Australia can save "in the low billions" by removing "arbitrary" caps on the public service and reviewing payments to private contractors, Jim Chalmers says.
Spruiking last week's budget reply to the National Press Club on Tuesday, the Labor treasury spokesman said reducing the APS capacity had bled taxpayer money into consultants fees.
But Liberal frontbencher Jane Hume has accused Mr Chalmers of pledging to grow the public service because he "can't promise to build jobs anywhere else".
The Coalition last year ditched its long-standing aim to reduce the public sector to 168,000 staff, as the COVID-19 pandemic necessitated a widescale government response.
But Mr Chalmers said the "arbitrary" cap had forced government to rely heavily on private consultancy fees in areas traditionally performed by public servants.

He has pledged not to implement austerity or "spray money around unnecessarily", and singled out consultancy fees as fat to trim.
"I spent a lot of time with the accounting firms and the consulting firms. They do first-class work and nobody is saying that we end that," he said.
"But there is an opportunity, I think, to have a good look at the spending that goes into that part of budget, to work out whether we could do more with less.
"More in terms of capacity, less in terms of spending on contractors and consultants ... I would expect that that would come up with a saving in the low billions."
Superannuation Minister Jane Hume accepted public servants were often experts in their fields, but insisted a "modern" APS often required third-party experts to help make "targeted decisions".

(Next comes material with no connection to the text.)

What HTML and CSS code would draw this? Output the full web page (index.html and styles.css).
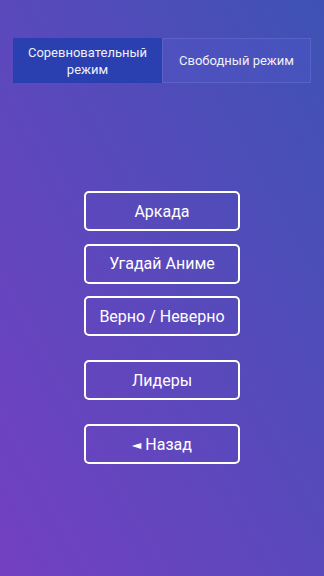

Mr Chalmers has pledged to grow secure work if Labor wins office, but Senator Hume claimed increasing the size of the public service did not always reap results.

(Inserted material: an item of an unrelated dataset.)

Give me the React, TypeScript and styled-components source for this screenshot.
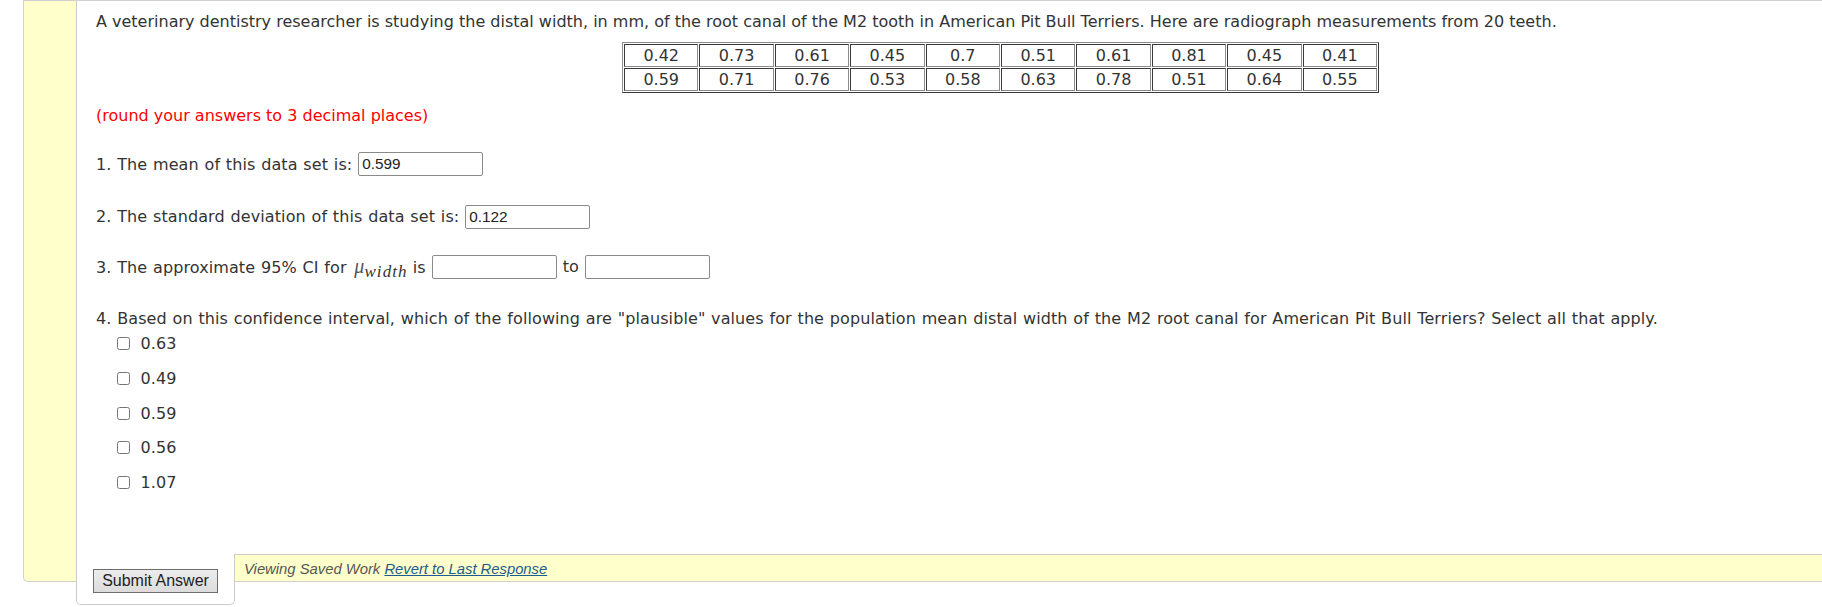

"I assume that that's where he's going to get his new jobs growth from. He can't promise to build jobs anywhere else, so he's going to grow them in the public service," she said.

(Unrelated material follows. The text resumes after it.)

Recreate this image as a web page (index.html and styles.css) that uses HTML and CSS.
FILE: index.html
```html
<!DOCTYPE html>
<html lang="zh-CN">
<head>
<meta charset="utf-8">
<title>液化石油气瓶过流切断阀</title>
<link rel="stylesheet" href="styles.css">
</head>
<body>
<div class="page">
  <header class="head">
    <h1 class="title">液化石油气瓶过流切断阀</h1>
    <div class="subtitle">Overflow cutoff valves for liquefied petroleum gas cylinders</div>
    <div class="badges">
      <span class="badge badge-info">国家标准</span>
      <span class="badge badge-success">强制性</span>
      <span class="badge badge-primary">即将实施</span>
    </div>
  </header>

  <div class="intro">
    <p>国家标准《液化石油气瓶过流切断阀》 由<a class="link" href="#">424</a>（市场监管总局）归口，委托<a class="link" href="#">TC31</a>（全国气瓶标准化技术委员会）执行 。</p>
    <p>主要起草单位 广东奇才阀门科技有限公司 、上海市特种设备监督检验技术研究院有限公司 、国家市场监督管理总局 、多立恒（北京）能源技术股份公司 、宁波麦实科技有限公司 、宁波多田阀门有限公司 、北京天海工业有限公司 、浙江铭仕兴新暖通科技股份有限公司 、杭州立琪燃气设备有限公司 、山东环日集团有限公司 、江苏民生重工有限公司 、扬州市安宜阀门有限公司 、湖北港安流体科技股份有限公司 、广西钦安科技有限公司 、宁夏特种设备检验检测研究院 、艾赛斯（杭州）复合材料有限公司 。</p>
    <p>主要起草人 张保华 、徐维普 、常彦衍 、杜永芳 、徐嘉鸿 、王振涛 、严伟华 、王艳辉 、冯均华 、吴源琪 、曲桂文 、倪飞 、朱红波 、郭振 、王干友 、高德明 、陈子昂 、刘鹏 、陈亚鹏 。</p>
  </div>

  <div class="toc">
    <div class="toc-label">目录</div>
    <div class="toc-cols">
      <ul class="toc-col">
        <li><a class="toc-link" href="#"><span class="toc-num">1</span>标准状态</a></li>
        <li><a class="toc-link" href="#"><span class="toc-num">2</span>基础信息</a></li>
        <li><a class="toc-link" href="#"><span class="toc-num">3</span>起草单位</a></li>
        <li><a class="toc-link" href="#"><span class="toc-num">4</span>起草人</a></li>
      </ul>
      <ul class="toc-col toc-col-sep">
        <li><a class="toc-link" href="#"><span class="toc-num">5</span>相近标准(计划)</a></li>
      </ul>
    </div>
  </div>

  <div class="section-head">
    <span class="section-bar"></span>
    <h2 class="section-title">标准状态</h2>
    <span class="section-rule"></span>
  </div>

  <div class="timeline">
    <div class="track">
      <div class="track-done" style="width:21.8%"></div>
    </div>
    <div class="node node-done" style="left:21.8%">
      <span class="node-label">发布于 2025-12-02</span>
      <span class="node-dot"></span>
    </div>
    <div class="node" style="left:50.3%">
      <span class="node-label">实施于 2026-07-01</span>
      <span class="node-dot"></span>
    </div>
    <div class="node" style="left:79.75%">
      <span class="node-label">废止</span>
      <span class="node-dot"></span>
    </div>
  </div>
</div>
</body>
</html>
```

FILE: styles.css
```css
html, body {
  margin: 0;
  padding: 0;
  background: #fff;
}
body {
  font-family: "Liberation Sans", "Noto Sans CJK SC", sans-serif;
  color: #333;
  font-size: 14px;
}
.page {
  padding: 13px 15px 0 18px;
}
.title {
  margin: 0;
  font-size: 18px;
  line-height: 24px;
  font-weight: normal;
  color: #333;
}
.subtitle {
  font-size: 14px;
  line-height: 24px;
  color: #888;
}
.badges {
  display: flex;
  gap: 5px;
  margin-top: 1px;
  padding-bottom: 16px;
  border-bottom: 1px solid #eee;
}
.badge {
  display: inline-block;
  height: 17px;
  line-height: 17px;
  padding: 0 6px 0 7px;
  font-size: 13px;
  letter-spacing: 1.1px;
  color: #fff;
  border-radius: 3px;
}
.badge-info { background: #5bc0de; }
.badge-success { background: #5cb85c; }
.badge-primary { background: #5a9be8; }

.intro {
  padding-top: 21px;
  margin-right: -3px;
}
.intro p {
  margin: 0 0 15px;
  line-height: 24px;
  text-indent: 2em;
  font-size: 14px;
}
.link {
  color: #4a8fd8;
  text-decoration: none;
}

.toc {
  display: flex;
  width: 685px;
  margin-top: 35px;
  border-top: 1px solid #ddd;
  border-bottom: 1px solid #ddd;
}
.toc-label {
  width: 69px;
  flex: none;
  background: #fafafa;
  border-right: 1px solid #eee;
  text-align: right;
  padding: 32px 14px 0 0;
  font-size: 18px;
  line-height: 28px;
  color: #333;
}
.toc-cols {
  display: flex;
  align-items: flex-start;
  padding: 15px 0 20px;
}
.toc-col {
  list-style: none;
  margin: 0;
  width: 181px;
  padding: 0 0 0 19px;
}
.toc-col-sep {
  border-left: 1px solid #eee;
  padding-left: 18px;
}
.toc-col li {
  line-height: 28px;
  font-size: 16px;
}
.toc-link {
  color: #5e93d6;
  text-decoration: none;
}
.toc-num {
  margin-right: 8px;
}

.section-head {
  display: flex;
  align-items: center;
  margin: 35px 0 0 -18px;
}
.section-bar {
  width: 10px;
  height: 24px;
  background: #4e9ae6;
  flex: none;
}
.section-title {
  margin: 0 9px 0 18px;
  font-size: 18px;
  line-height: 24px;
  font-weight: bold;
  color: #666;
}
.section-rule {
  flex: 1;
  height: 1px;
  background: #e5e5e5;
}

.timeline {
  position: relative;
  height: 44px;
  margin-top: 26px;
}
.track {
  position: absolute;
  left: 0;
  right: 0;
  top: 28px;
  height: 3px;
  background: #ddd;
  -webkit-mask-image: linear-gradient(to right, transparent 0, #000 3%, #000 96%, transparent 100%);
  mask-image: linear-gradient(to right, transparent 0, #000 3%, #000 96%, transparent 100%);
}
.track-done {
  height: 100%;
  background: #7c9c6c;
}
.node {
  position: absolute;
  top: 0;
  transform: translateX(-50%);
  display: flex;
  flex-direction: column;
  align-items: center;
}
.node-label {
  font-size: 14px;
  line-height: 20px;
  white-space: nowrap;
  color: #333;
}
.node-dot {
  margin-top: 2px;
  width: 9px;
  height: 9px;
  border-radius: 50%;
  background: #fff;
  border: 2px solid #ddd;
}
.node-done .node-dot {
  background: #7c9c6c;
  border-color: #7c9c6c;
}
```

"Why on earth would you bring in people that aren't experts in the field?
"Shouldn't you be consulting with people that can actually help you make the right decision, as opposed to just bolstering the public service at the cost of the taxpayer?"
Public Service Minister Ben Morton defended the outlay, arguing total public service expenditure had continuously fallen under the Coalition.
Analysis by The Canberra Times also found nearly a fifth of workers employed by departments were hired either through external contracts or labour-hire firms, prompting fears of 'stealth privatisation'.
Mr Chalmers' comments came just weeks after the Greens demanded consultancy fees be capped, and APS staffing restored to pre-Coalition government levels.